Authenticity was an especially dicey thing for Amy Winehouse. Already, she was working within idioms (black American soul, R&B, hip-hop and jazz, with a bit of blues thrown in) that plenty of people feel proprietary about. The story of those genres is often told via hardship: Who could possibly be more qualified to sing the blues, after all, than a black man in Mississippi in 1929? Authenticity can be a distracting and belittling narrative -- it takes an awful lot more than anguish to be a good blues performer -- but our understanding of these traditions is shaped by context. When a supposed outsider tries to appropriate one, it can read, however stupidly, as hubris. On her gutsy 2007 breakthrough "Back to Black," Winehouse was accompanied by the Dap-Kings, the Daptone Records house band, which typically backs up the powerhouse soul singer Sharon Jones. As a young, white, British woman, Winehouse’s cultural "claim" to this music was dubious -- until her personal troubles came into public focus. Addiction is a fundamentally different kind of hardship, but Winehouse’s life wasn’t charmed. She had credibility, suddenly, and that trumped everything else -- race, circumstance, origin. She made dozens of unforgivable professional and personal mistakes, but no one could accuse her of being full of shit.

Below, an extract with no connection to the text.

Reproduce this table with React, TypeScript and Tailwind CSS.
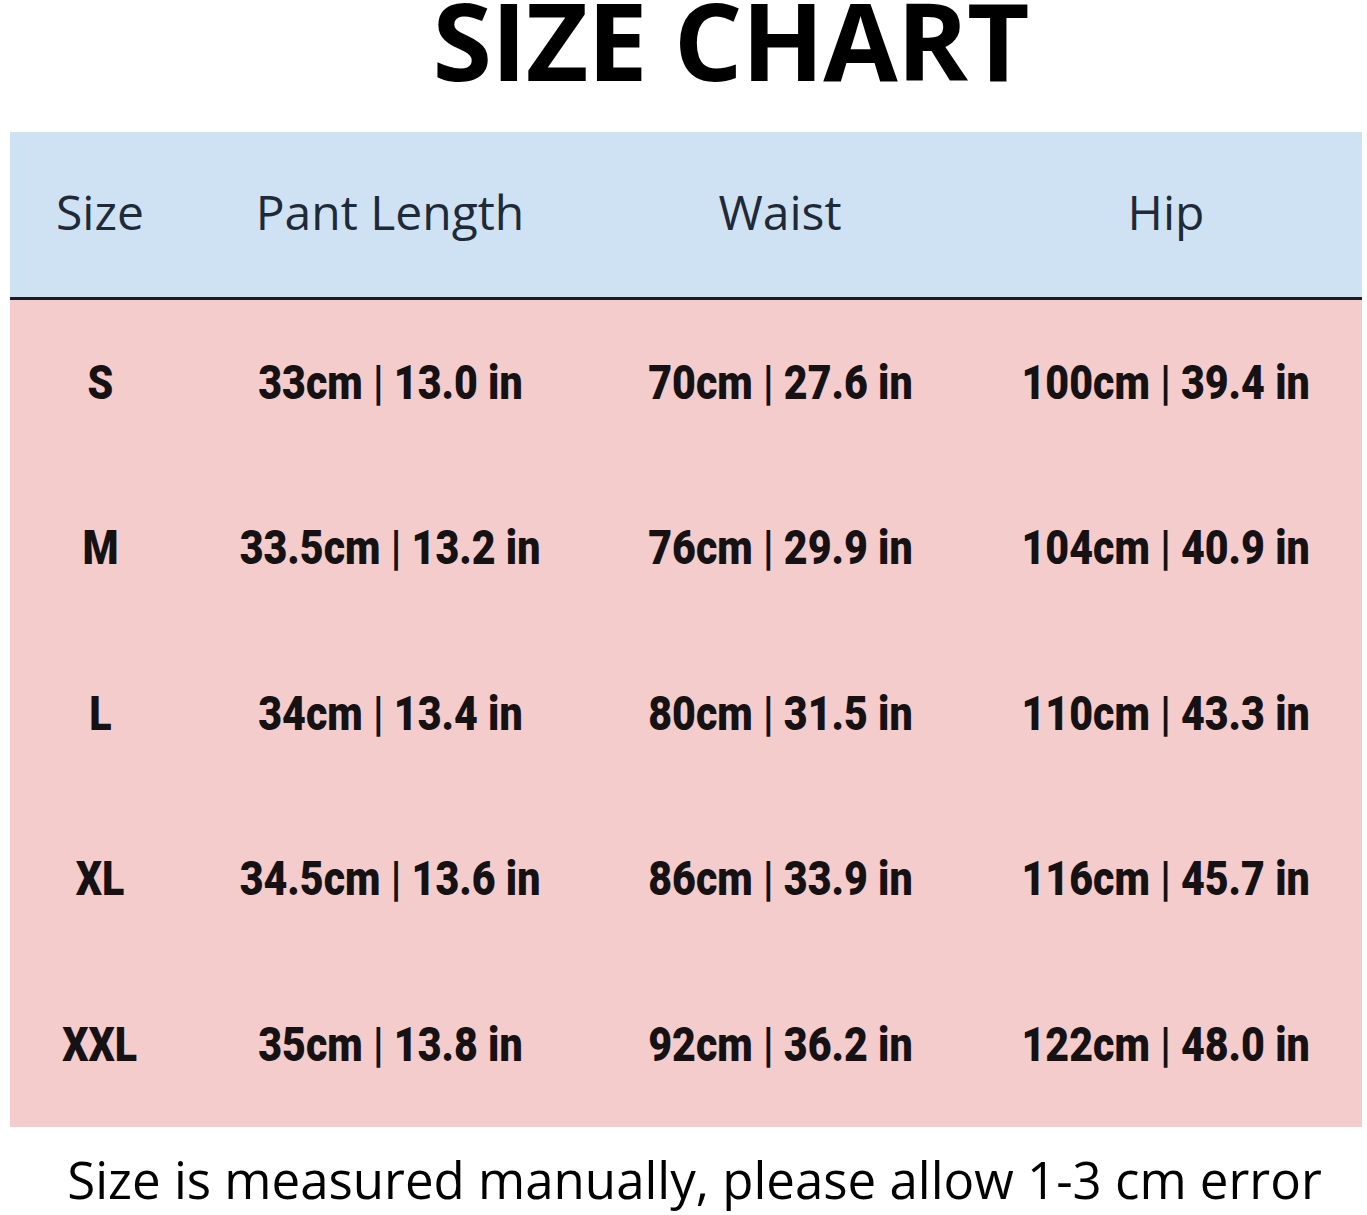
const rows = [
  ["S", "33cm | 13.0 in", "70cm | 27.6 in", "100cm | 39.4 in"],
  ["M", "33.5cm | 13.2 in", "76cm | 29.9 in", "104cm | 40.9 in"],
  ["L", "34cm | 13.4 in", "80cm | 31.5 in", "110cm | 43.3 in"],
  ["XL", "34.5cm | 13.6 in", "86cm | 33.9 in", "116cm | 45.7 in"],
  ["XXL", "35cm | 13.8 in", "92cm | 36.2 in", "122cm | 48.0 in"],
]

const headers = ["Size", "Pant Length", "Waist", "Hip"]

export default function App() {
  return (
    <div className="w-[1367px] h-[1215px] bg-white overflow-hidden font-['Open_Sans',sans-serif]">
      <div className="h-[132px]">
        <h1 className="flex justify-center pl-[94px] text-[108px] leading-[80px] font-bold text-black tracking-[-1px]">
          SIZE CHART
        </h1>
      </div>

      <div className="ml-[10px] mr-[5px]">
        <div className="grid grid-cols-[180px_400px_380px_1fr] h-[165px] items-center bg-[#cfe2f3] text-[#1f2a38] text-[48px]">
          {headers.map((h) => (
            <div key={h} className="text-center pb-[6px]">{h}</div>
          ))}
        </div>
        <div className="h-[3px] bg-[#1c1a22]" />
        <div className="bg-[#f4cccc]">
          {rows.map((r) => (
            <div key={r[0]} className="grid grid-cols-[180px_400px_380px_1fr] h-[165.4px] items-center">
              {r.map((c, i) => (
                <div key={i} className="flex justify-center">
                  <span className="inline-block font-['Roboto',sans-serif] font-black text-[49px] text-[#161214] scale-x-[0.84] whitespace-nowrap">
                    {c}
                  </span>
                </div>
              ))}
            </div>
          ))}
        </div>
      </div>

      <p className="text-center pl-[22px] mt-[27px] text-[51px] leading-none text-black whitespace-nowrap">
        Size is measured manually, please allow 1-3 cm error
      </p>
    </div>
  )
}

At some point, pop songwriting became nonfiction by default, and even when an artist decries a song’s personal relevancy, we still hear it as autobiography. Musicians like Paul Westerberg and Lucinda Williams have spoken about the burden of living up to a persona, self-ascribed or otherwise -- of having to embody a character in a song, or inhabit a version of themselves that no longer exists. Raw, boozy, untethered performances are heralded as real; the abstemious professional is yawned off the stage. Good art, the culture insists, comes from a place of pain, and if a singer cleans up, gets married, or finds God, we threaten to stop believing.

That Amy Winehouse never had the chance to betray her music is the saddest kind of epilogue.